The request >> Transcribe the material word for word, but without the images.

Collected material >>

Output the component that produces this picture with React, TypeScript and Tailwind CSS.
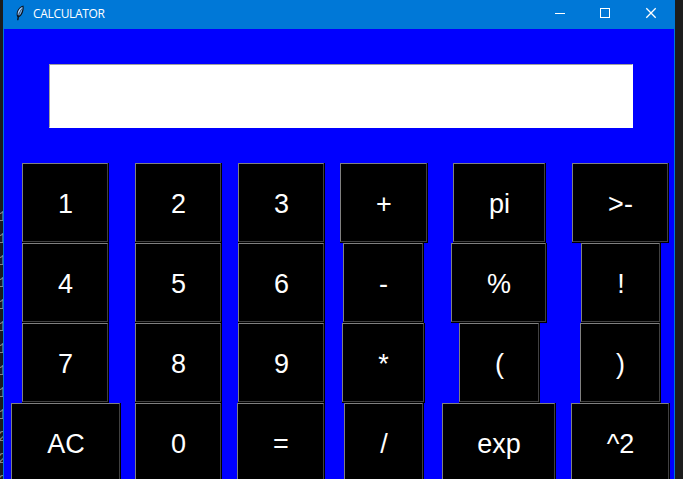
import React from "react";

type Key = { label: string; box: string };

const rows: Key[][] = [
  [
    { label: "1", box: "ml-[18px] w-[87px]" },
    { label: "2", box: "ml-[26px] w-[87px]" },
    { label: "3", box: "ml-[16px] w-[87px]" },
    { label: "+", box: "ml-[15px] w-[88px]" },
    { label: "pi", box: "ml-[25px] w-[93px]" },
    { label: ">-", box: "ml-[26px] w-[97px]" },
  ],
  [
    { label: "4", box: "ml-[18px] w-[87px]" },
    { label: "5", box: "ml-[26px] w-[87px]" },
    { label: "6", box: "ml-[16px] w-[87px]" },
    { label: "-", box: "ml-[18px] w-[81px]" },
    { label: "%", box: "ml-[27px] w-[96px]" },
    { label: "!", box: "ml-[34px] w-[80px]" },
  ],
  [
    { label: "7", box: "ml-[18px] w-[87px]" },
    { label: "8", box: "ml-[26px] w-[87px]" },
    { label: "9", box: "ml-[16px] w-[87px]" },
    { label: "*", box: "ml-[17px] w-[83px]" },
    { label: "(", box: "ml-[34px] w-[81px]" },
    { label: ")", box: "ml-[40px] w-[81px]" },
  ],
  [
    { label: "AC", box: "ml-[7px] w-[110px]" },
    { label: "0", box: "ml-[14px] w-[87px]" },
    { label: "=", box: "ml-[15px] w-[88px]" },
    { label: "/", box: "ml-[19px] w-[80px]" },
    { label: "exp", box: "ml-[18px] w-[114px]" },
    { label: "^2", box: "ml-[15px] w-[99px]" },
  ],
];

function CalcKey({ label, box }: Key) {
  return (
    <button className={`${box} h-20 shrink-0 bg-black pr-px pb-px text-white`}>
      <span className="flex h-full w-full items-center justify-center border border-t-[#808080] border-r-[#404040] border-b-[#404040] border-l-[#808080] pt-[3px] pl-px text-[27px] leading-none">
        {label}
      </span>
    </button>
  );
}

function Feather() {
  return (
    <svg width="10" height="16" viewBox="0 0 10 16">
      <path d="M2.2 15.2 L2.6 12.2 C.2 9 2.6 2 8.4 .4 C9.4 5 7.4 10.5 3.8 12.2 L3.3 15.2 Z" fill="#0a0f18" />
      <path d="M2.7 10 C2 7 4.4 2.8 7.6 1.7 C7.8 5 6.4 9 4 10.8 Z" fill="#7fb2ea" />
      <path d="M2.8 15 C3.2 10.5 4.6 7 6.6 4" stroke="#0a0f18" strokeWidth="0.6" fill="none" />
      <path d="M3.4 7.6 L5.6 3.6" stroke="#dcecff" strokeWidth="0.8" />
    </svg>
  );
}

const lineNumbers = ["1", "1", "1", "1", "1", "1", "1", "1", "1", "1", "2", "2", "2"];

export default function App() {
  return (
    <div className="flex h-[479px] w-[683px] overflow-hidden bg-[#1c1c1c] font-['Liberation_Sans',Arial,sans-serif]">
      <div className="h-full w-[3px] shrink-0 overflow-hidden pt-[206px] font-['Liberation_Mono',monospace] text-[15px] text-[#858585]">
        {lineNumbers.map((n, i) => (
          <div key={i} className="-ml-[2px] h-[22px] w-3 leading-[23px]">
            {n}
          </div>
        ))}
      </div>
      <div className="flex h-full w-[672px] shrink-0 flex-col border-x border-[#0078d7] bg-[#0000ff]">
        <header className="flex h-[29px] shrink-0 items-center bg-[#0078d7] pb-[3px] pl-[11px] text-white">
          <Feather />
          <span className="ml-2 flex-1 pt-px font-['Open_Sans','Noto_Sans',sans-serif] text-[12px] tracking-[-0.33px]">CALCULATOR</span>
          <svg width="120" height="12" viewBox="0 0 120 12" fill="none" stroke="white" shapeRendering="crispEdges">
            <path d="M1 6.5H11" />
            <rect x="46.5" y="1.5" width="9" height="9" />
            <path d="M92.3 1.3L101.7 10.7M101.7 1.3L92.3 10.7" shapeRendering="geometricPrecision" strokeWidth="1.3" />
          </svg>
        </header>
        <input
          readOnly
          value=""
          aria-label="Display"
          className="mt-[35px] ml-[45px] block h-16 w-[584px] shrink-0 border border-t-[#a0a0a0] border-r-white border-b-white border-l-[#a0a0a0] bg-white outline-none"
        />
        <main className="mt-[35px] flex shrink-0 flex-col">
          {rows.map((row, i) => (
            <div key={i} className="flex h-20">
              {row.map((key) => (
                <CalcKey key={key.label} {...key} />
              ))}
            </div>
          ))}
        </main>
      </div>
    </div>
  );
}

Task response >>
Output the component that produces this picture with React, TypeScript and Tailwind CSS.
import React from "react";

type Key = { label: string; box: string };

const rows: Key[][] = [
  [
    { label: "1", box: "ml-[18px] w-[87px]" },
    { label: "2", box: "ml-[26px] w-[87px]" },
    { label: "3", box: "ml-[16px] w-[87px]" },
    { label: "+", box: "ml-[15px] w-[88px]" },
    { label: "pi", box: "ml-[25px] w-[93px]" },
    { label: ">-", box: "ml-[26px] w-[97px]" },
  ],
  [
    { label: "4", box: "ml-[18px] w-[87px]" },
    { label: "5", box: "ml-[26px] w-[87px]" },
    { label: "6", box: "ml-[16px] w-[87px]" },
    { label: "-", box: "ml-[18px] w-[81px]" },
    { label: "%", box: "ml-[27px] w-[96px]" },
    { label: "!", box: "ml-[34px] w-[80px]" },
  ],
  [
    { label: "7", box: "ml-[18px] w-[87px]" },
    { label: "8", box: "ml-[26px] w-[87px]" },
    { label: "9", box: "ml-[16px] w-[87px]" },
    { label: "*", box: "ml-[17px] w-[83px]" },
    { label: "(", box: "ml-[34px] w-[81px]" },
    { label: ")", box: "ml-[40px] w-[81px]" },
  ],
  [
    { label: "AC", box: "ml-[7px] w-[110px]" },
    { label: "0", box: "ml-[14px] w-[87px]" },
    { label: "=", box: "ml-[15px] w-[88px]" },
    { label: "/", box: "ml-[19px] w-[80px]" },
    { label: "exp", box: "ml-[18px] w-[114px]" },
    { label: "^2", box: "ml-[15px] w-[99px]" },
  ],
];

function CalcKey({ label, box }: Key) {
  return (
    <button className={`${box} h-20 shrink-0 bg-black pr-px pb-px text-white`}>
      <span className="flex h-full w-full items-center justify-center border border-t-[#808080] border-r-[#404040] border-b-[#404040] border-l-[#808080] pt-[3px] pl-px text-[27px] leading-none">
        {label}
      </span>
    </button>
  );
}

function Feather() {
  return (
    <svg width="10" height="16" viewBox="0 0 10 16">
      <path d="M2.2 15.2 L2.6 12.2 C.2 9 2.6 2 8.4 .4 C9.4 5 7.4 10.5 3.8 12.2 L3.3 15.2 Z" fill="#0a0f18" />
      <path d="M2.7 10 C2 7 4.4 2.8 7.6 1.7 C7.8 5 6.4 9 4 10.8 Z" fill="#7fb2ea" />
      <path d="M2.8 15 C3.2 10.5 4.6 7 6.6 4" stroke="#0a0f18" strokeWidth="0.6" fill="none" />
      <path d="M3.4 7.6 L5.6 3.6" stroke="#dcecff" strokeWidth="0.8" />
    </svg>
  );
}

const lineNumbers = ["1", "1", "1", "1", "1", "1", "1", "1", "1", "1", "2", "2", "2"];

export default function App() {
  return (
    <div className="flex h-[479px] w-[683px] overflow-hidden bg-[#1c1c1c] font-['Liberation_Sans',Arial,sans-serif]">
      <div className="h-full w-[3px] shrink-0 overflow-hidden pt-[206px] font-['Liberation_Mono',monospace] text-[15px] text-[#858585]">
        {lineNumbers.map((n, i) => (
          <div key={i} className="-ml-[2px] h-[22px] w-3 leading-[23px]">
            {n}
          </div>
        ))}
      </div>
      <div className="flex h-full w-[672px] shrink-0 flex-col border-x border-[#0078d7] bg-[#0000ff]">
        <header className="flex h-[29px] shrink-0 items-center bg-[#0078d7] pb-[3px] pl-[11px] text-white">
          <Feather />
          <span className="ml-2 flex-1 pt-px font-['Open_Sans','Noto_Sans',sans-serif] text-[12px] tracking-[-0.33px]">CALCULATOR</span>
          <svg width="120" height="12" viewBox="0 0 120 12" fill="none" stroke="white" shapeRendering="crispEdges">
            <path d="M1 6.5H11" />
            <rect x="46.5" y="1.5" width="9" height="9" />
            <path d="M92.3 1.3L101.7 10.7M101.7 1.3L92.3 10.7" shapeRendering="geometricPrecision" strokeWidth="1.3" />
          </svg>
        </header>
        <input
          readOnly
          value=""
          aria-label="Display"
          className="mt-[35px] ml-[45px] block h-16 w-[584px] shrink-0 border border-t-[#a0a0a0] border-r-white border-b-white border-l-[#a0a0a0] bg-white outline-none"
        />
        <main className="mt-[35px] flex shrink-0 flex-col">
          {rows.map((row, i) => (
            <div key={i} className="flex h-20">
              {row.map((key) => (
                <CalcKey key={key.label} {...key} />
              ))}
            </div>
          ))}
        </main>
      </div>
    </div>
  );
}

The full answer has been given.